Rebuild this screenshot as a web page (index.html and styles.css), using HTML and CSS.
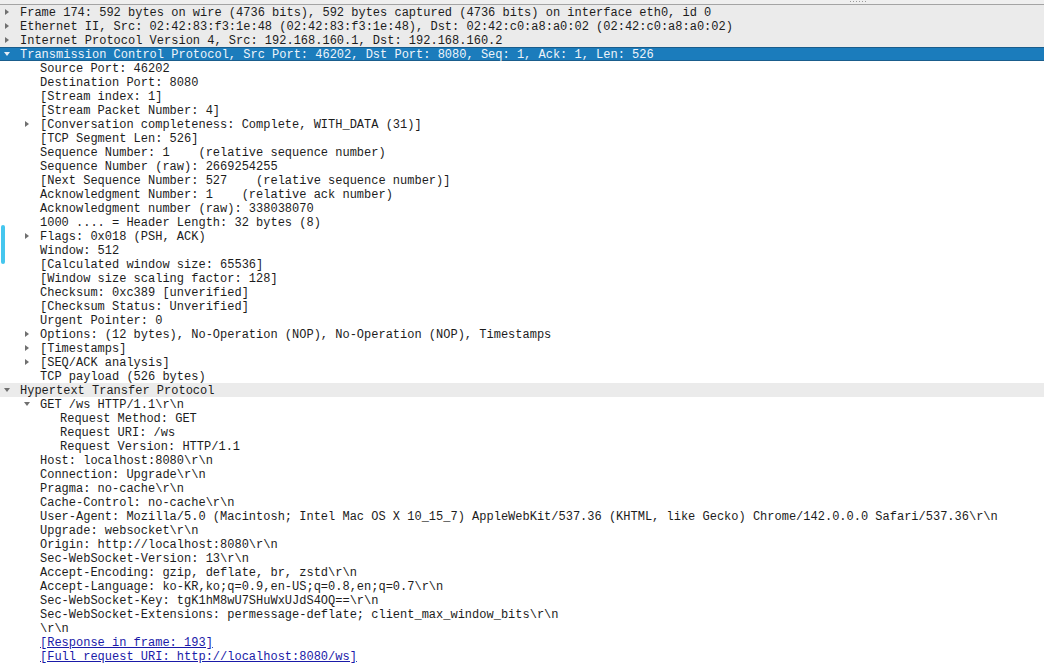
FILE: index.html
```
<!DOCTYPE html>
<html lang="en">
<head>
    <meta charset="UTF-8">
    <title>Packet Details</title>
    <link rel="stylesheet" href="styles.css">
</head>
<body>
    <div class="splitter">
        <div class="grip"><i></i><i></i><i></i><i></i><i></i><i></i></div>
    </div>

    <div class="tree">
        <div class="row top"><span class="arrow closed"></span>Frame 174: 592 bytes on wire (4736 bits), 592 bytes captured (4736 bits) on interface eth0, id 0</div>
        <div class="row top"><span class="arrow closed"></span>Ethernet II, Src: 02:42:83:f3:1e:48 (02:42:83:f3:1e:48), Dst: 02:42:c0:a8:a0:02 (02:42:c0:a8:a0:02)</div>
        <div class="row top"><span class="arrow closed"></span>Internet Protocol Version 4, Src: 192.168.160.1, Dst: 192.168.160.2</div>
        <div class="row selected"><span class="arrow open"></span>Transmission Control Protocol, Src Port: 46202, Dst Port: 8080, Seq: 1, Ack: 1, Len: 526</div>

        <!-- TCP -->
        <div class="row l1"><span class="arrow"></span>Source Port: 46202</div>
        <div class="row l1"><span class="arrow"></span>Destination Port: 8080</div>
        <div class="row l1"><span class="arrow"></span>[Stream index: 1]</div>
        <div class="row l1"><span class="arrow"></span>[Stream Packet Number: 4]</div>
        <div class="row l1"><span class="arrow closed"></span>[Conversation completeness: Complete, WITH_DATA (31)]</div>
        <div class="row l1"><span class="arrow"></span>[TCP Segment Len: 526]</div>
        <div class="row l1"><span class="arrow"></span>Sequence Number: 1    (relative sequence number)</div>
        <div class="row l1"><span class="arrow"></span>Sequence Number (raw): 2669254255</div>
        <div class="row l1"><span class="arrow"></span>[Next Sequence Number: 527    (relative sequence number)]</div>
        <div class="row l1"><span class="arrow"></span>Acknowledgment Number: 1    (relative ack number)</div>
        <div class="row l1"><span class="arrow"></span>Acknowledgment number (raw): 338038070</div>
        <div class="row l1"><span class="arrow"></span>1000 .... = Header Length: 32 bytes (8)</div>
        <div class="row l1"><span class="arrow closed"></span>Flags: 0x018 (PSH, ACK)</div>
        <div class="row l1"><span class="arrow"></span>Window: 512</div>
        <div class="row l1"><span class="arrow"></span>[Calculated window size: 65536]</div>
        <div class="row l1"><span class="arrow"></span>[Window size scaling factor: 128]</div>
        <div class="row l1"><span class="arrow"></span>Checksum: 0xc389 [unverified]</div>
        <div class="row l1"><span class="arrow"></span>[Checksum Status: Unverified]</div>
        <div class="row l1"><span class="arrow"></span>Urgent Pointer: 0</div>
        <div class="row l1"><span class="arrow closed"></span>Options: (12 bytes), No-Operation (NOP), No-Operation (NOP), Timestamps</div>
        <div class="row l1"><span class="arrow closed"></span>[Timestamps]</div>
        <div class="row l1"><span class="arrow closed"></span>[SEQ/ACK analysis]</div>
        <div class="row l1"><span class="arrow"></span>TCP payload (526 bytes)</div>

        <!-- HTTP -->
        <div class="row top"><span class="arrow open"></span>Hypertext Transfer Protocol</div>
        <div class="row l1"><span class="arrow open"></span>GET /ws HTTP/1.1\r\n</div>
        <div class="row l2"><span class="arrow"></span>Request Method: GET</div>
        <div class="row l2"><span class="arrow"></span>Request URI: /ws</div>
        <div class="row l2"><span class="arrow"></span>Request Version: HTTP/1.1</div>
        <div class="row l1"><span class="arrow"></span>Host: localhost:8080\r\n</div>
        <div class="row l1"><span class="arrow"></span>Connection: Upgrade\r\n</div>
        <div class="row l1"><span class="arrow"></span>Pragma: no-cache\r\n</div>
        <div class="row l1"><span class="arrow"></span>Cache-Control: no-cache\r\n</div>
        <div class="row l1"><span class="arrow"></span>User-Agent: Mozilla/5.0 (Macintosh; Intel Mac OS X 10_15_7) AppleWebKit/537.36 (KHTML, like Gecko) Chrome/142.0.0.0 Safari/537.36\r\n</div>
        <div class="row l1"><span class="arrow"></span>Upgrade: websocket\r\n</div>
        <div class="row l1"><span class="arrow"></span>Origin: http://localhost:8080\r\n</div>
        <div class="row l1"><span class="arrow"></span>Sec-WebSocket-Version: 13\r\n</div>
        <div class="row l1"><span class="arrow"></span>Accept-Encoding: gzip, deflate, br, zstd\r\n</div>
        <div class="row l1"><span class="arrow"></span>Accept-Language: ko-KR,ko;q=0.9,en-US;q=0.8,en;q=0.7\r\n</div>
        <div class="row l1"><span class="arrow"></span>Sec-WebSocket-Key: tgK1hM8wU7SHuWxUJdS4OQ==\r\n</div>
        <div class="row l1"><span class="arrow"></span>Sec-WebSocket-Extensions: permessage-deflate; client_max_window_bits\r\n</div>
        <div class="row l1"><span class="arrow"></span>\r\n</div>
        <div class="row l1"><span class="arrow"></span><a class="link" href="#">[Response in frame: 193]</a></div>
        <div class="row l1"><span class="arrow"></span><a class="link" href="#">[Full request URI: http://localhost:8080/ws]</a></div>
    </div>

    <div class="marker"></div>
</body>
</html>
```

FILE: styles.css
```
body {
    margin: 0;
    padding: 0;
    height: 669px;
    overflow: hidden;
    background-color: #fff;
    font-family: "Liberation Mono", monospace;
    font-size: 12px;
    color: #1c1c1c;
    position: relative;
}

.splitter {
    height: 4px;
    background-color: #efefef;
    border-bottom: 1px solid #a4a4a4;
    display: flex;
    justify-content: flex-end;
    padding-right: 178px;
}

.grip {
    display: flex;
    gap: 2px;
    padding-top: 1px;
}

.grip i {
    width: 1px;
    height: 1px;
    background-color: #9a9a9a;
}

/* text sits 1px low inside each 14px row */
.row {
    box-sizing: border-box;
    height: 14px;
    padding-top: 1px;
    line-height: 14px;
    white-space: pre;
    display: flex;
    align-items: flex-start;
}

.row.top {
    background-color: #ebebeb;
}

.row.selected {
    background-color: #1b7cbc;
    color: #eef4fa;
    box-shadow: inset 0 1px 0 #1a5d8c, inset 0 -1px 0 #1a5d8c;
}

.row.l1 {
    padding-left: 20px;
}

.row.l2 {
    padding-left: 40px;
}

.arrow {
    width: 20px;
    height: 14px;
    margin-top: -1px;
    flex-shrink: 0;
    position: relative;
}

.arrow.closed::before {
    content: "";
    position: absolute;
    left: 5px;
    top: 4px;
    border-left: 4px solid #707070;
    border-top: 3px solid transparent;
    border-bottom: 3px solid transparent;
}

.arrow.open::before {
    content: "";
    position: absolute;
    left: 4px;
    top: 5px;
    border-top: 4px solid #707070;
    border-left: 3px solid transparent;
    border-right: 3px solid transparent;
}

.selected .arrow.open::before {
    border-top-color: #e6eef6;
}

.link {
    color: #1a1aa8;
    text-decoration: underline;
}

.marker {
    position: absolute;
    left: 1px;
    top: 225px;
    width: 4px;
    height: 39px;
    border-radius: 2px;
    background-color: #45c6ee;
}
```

+++

* [WHAT YOU ARE ASKED TO DO]: Keep the pictures out of the copy and return the rest of the data above exactly.

* [EXERCISE SOLUTION]:
Rebuild this screenshot as a web page (index.html and styles.css), using HTML and CSS.
FILE: index.html
```
<!DOCTYPE html>
<html lang="en">
<head>
    <meta charset="UTF-8">
    <title>Packet Details</title>
    <link rel="stylesheet" href="styles.css">
</head>
<body>
    <div class="splitter">
        <div class="grip"><i></i><i></i><i></i><i></i><i></i><i></i></div>
    </div>

    <div class="tree">
        <div class="row top"><span class="arrow closed"></span>Frame 174: 592 bytes on wire (4736 bits), 592 bytes captured (4736 bits) on interface eth0, id 0</div>
        <div class="row top"><span class="arrow closed"></span>Ethernet II, Src: 02:42:83:f3:1e:48 (02:42:83:f3:1e:48), Dst: 02:42:c0:a8:a0:02 (02:42:c0:a8:a0:02)</div>
        <div class="row top"><span class="arrow closed"></span>Internet Protocol Version 4, Src: 192.168.160.1, Dst: 192.168.160.2</div>
        <div class="row selected"><span class="arrow open"></span>Transmission Control Protocol, Src Port: 46202, Dst Port: 8080, Seq: 1, Ack: 1, Len: 526</div>

        <!-- TCP -->
        <div class="row l1"><span class="arrow"></span>Source Port: 46202</div>
        <div class="row l1"><span class="arrow"></span>Destination Port: 8080</div>
        <div class="row l1"><span class="arrow"></span>[Stream index: 1]</div>
        <div class="row l1"><span class="arrow"></span>[Stream Packet Number: 4]</div>
        <div class="row l1"><span class="arrow closed"></span>[Conversation completeness: Complete, WITH_DATA (31)]</div>
        <div class="row l1"><span class="arrow"></span>[TCP Segment Len: 526]</div>
        <div class="row l1"><span class="arrow"></span>Sequence Number: 1    (relative sequence number)</div>
        <div class="row l1"><span class="arrow"></span>Sequence Number (raw): 2669254255</div>
        <div class="row l1"><span class="arrow"></span>[Next Sequence Number: 527    (relative sequence number)]</div>
        <div class="row l1"><span class="arrow"></span>Acknowledgment Number: 1    (relative ack number)</div>
        <div class="row l1"><span class="arrow"></span>Acknowledgment number (raw): 338038070</div>
        <div class="row l1"><span class="arrow"></span>1000 .... = Header Length: 32 bytes (8)</div>
        <div class="row l1"><span class="arrow closed"></span>Flags: 0x018 (PSH, ACK)</div>
        <div class="row l1"><span class="arrow"></span>Window: 512</div>
        <div class="row l1"><span class="arrow"></span>[Calculated window size: 65536]</div>
        <div class="row l1"><span class="arrow"></span>[Window size scaling factor: 128]</div>
        <div class="row l1"><span class="arrow"></span>Checksum: 0xc389 [unverified]</div>
        <div class="row l1"><span class="arrow"></span>[Checksum Status: Unverified]</div>
        <div class="row l1"><span class="arrow"></span>Urgent Pointer: 0</div>
        <div class="row l1"><span class="arrow closed"></span>Options: (12 bytes), No-Operation (NOP), No-Operation (NOP), Timestamps</div>
        <div class="row l1"><span class="arrow closed"></span>[Timestamps]</div>
        <div class="row l1"><span class="arrow closed"></span>[SEQ/ACK analysis]</div>
        <div class="row l1"><span class="arrow"></span>TCP payload (526 bytes)</div>

        <!-- HTTP -->
        <div class="row top"><span class="arrow open"></span>Hypertext Transfer Protocol</div>
        <div class="row l1"><span class="arrow open"></span>GET /ws HTTP/1.1\r\n</div>
        <div class="row l2"><span class="arrow"></span>Request Method: GET</div>
        <div class="row l2"><span class="arrow"></span>Request URI: /ws</div>
        <div class="row l2"><span class="arrow"></span>Request Version: HTTP/1.1</div>
        <div class="row l1"><span class="arrow"></span>Host: localhost:8080\r\n</div>
        <div class="row l1"><span class="arrow"></span>Connection: Upgrade\r\n</div>
        <div class="row l1"><span class="arrow"></span>Pragma: no-cache\r\n</div>
        <div class="row l1"><span class="arrow"></span>Cache-Control: no-cache\r\n</div>
        <div class="row l1"><span class="arrow"></span>User-Agent: Mozilla/5.0 (Macintosh; Intel Mac OS X 10_15_7) AppleWebKit/537.36 (KHTML, like Gecko) Chrome/142.0.0.0 Safari/537.36\r\n</div>
        <div class="row l1"><span class="arrow"></span>Upgrade: websocket\r\n</div>
        <div class="row l1"><span class="arrow"></span>Origin: http://localhost:8080\r\n</div>
        <div class="row l1"><span class="arrow"></span>Sec-WebSocket-Version: 13\r\n</div>
        <div class="row l1"><span class="arrow"></span>Accept-Encoding: gzip, deflate, br, zstd\r\n</div>
        <div class="row l1"><span class="arrow"></span>Accept-Language: ko-KR,ko;q=0.9,en-US;q=0.8,en;q=0.7\r\n</div>
        <div class="row l1"><span class="arrow"></span>Sec-WebSocket-Key: tgK1hM8wU7SHuWxUJdS4OQ==\r\n</div>
        <div class="row l1"><span class="arrow"></span>Sec-WebSocket-Extensions: permessage-deflate; client_max_window_bits\r\n</div>
        <div class="row l1"><span class="arrow"></span>\r\n</div>
        <div class="row l1"><span class="arrow"></span><a class="link" href="#">[Response in frame: 193]</a></div>
        <div class="row l1"><span class="arrow"></span><a class="link" href="#">[Full request URI: http://localhost:8080/ws]</a></div>
    </div>

    <div class="marker"></div>
</body>
</html>
```

FILE: styles.css
```
body {
    margin: 0;
    padding: 0;
    height: 669px;
    overflow: hidden;
    background-color: #fff;
    font-family: "Liberation Mono", monospace;
    font-size: 12px;
    color: #1c1c1c;
    position: relative;
}

.splitter {
    height: 4px;
    background-color: #efefef;
    border-bottom: 1px solid #a4a4a4;
    display: flex;
    justify-content: flex-end;
    padding-right: 178px;
}

.grip {
    display: flex;
    gap: 2px;
    padding-top: 1px;
}

.grip i {
    width: 1px;
    height: 1px;
    background-color: #9a9a9a;
}

/* text sits 1px low inside each 14px row */
.row {
    box-sizing: border-box;
    height: 14px;
    padding-top: 1px;
    line-height: 14px;
    white-space: pre;
    display: flex;
    align-items: flex-start;
}

.row.top {
    background-color: #ebebeb;
}

.row.selected {
    background-color: #1b7cbc;
    color: #eef4fa;
    box-shadow: inset 0 1px 0 #1a5d8c, inset 0 -1px 0 #1a5d8c;
}

.row.l1 {
    padding-left: 20px;
}

.row.l2 {
    padding-left: 40px;
}

.arrow {
    width: 20px;
    height: 14px;
    margin-top: -1px;
    flex-shrink: 0;
    position: relative;
}

.arrow.closed::before {
    content: "";
    position: absolute;
    left: 5px;
    top: 4px;
    border-left: 4px solid #707070;
    border-top: 3px solid transparent;
    border-bottom: 3px solid transparent;
}

.arrow.open::before {
    content: "";
    position: absolute;
    left: 4px;
    top: 5px;
    border-top: 4px solid #707070;
    border-left: 3px solid transparent;
    border-right: 3px solid transparent;
}

.selected .arrow.open::before {
    border-top-color: #e6eef6;
}

.link {
    color: #1a1aa8;
    text-decoration: underline;
}

.marker {
    position: absolute;
    left: 1px;
    top: 225px;
    width: 4px;
    height: 39px;
    border-radius: 2px;
    background-color: #45c6ee;
}
```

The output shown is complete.